AS FAR as pest animals go, feral pigs are among the worst.
Queensland Murray-Darling Committee is working with catchment groups and landholders to take a hit at the booming Maranoa feral pig population.
With the help of two helicopters and three thermal cameras, more than 600 feral pigs were killed during 50 hours of shooting last week.
The committee's weeds and pest animals technical officer Tom Garrett said feral pig numbers south of Mitchell had dropped 96% in the past year.
"Feral pigs are a real problem, especially after three good seasons, which have boosted breeding and survival rates," Mr Garrett said.
"They can have up to 13 or 14 in a litter and with good seasons, they all survive."
Feral pigs cause devastation to the native environment, kill livestock and can spread diseases to other animals - even humans.
Mr Garrett said using trained marksmen to shoot feral pigs from helicopters was an easy way of dropping their numbers rapidly.
Blood samples were collected during the cull and will be tested for diseases.
Improvements had been made to monitoring systems, which helped culling efforts.
These included the development of an application to work in conjunction with thermal cameras to count pest animal numbers.
A community action grant funded the cull, along with money contributed by landholders.
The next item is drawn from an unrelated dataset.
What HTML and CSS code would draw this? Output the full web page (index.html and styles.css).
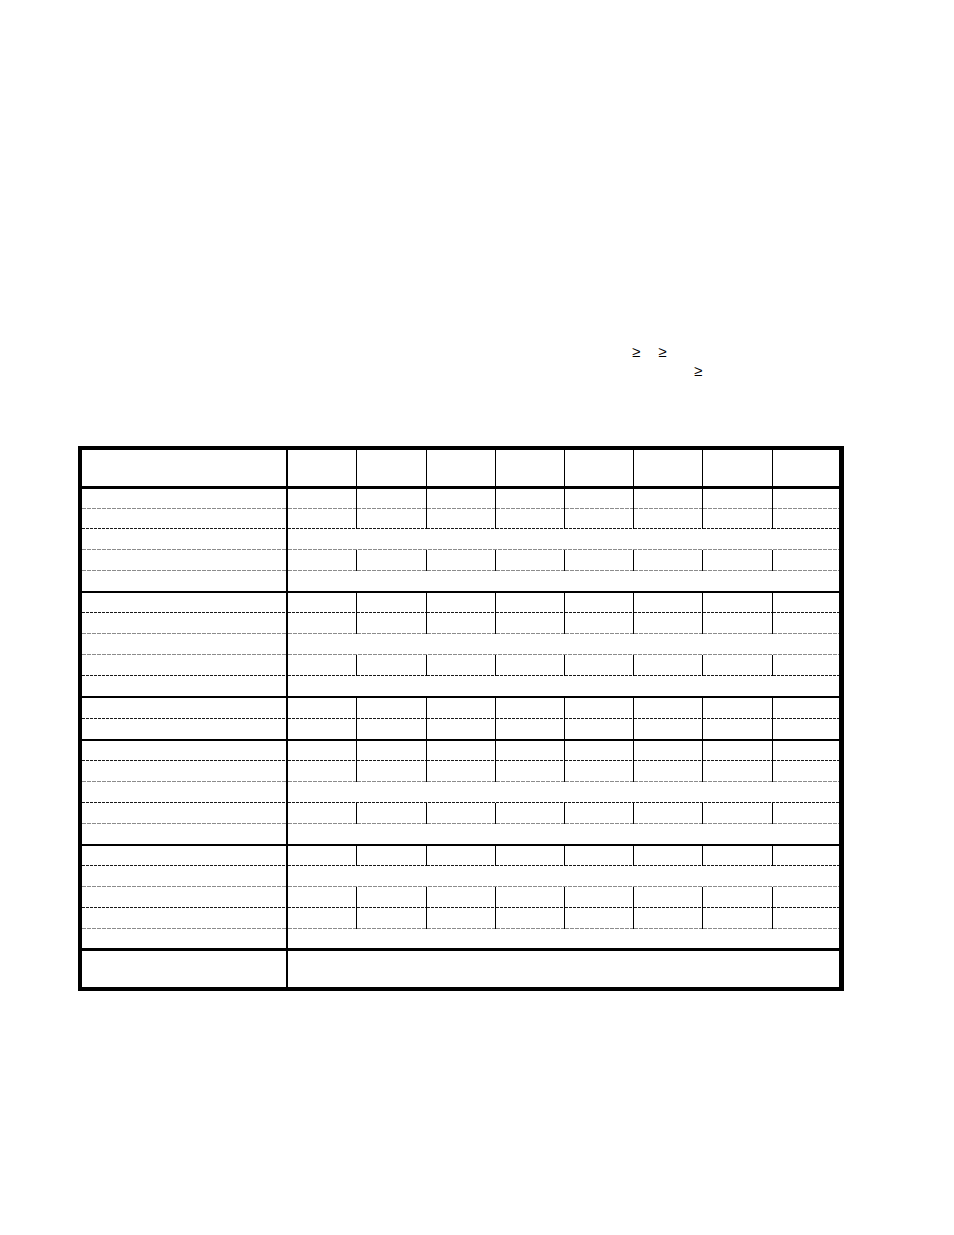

A baiting program is under way, which targets feral pigs and wild dogs by using baits buried under the ground.
Two baiting programs are run each year in the Maranoa, but the committee would like to see it increased to four.
Mr Garrett said boars became heavy predators as they matured and killed and ate up to six lambs or young goats a night.
Since 1865, feral pigs have been part of the Queensland landscape, with the population somewhere between four and six million.